- **Recorded data**
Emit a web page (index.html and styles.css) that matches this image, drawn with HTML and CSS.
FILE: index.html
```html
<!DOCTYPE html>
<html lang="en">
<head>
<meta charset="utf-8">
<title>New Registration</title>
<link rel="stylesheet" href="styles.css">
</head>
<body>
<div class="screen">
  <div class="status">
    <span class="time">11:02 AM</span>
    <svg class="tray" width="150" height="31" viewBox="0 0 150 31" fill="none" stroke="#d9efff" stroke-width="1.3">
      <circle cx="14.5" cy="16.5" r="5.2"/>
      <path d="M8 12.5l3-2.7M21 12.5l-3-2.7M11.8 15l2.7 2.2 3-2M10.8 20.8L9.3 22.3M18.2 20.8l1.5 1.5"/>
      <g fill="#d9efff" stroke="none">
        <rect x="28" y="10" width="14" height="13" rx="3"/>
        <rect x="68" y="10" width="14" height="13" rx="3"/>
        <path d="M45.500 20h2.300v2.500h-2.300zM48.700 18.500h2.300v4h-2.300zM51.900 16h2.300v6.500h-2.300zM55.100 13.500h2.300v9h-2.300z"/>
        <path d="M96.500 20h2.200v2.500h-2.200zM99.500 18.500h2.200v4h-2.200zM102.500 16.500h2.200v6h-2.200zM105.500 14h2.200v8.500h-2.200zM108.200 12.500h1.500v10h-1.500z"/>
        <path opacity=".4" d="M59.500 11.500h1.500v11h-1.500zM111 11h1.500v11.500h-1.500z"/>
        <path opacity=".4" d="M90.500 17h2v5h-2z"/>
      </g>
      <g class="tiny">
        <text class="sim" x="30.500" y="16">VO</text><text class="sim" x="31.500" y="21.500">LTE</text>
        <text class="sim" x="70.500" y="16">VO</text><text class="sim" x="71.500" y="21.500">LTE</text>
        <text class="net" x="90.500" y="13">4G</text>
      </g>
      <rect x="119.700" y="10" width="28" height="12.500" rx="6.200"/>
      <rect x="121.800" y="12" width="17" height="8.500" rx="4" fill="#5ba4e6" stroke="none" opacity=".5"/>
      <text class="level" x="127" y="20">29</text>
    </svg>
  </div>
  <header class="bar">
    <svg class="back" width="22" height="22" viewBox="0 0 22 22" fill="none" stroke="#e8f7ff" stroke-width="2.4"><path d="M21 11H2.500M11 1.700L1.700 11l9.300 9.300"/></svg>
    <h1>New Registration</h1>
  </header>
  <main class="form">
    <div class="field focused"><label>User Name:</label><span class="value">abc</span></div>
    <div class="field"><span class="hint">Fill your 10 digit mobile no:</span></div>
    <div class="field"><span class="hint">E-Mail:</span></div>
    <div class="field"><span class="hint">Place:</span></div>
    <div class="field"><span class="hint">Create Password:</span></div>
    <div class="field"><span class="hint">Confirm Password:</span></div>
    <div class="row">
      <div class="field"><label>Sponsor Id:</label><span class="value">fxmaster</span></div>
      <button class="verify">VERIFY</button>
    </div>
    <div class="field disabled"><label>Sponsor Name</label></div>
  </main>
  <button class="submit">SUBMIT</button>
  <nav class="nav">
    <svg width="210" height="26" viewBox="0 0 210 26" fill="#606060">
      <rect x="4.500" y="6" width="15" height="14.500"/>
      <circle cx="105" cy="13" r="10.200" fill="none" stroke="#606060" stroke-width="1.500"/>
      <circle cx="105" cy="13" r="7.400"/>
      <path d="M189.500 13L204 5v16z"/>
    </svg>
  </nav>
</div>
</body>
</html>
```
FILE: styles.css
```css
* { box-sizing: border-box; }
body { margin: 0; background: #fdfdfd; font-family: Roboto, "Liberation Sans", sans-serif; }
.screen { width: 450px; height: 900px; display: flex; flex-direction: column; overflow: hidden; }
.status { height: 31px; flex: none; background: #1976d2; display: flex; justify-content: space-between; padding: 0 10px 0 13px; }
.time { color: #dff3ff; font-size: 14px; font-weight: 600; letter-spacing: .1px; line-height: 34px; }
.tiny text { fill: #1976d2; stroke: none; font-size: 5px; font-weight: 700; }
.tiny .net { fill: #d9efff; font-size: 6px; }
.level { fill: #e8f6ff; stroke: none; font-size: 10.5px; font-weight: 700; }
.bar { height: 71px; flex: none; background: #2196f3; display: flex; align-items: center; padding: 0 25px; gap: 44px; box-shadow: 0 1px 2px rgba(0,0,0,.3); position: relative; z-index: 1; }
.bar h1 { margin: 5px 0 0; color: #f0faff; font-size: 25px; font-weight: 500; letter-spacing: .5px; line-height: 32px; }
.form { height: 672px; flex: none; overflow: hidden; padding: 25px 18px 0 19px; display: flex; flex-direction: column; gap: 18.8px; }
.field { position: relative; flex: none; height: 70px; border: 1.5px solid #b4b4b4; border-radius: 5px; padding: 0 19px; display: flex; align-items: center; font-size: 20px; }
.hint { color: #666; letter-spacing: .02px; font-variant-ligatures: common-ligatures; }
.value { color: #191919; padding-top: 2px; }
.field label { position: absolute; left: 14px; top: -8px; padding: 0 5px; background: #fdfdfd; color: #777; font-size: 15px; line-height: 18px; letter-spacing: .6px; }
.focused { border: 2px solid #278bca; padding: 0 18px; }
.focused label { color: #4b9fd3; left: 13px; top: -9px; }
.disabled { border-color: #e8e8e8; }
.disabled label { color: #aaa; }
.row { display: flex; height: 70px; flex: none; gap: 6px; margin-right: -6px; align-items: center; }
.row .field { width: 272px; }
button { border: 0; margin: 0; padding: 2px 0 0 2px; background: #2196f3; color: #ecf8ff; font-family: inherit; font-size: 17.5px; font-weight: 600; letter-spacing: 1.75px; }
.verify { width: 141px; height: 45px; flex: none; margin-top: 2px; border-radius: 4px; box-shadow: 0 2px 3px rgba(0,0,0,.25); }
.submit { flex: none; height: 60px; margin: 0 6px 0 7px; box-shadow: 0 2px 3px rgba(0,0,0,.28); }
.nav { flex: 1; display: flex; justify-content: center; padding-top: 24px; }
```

- **What to produce**
Scan the lines for the string "index". Copy out each line that matches.

- **Task response**
Emit a web page (index.html and styles.css) that matches this image, drawn with HTML and CSS.
FILE: index.html
.bar { height: 71px; flex: none; background: #2196f3; display: flex; align-items: center; padding: 0 25px; gap: 44px; box-shadow: 0 1px 2px rgba(0,0,0,.3); position: relative; z-index: 1; }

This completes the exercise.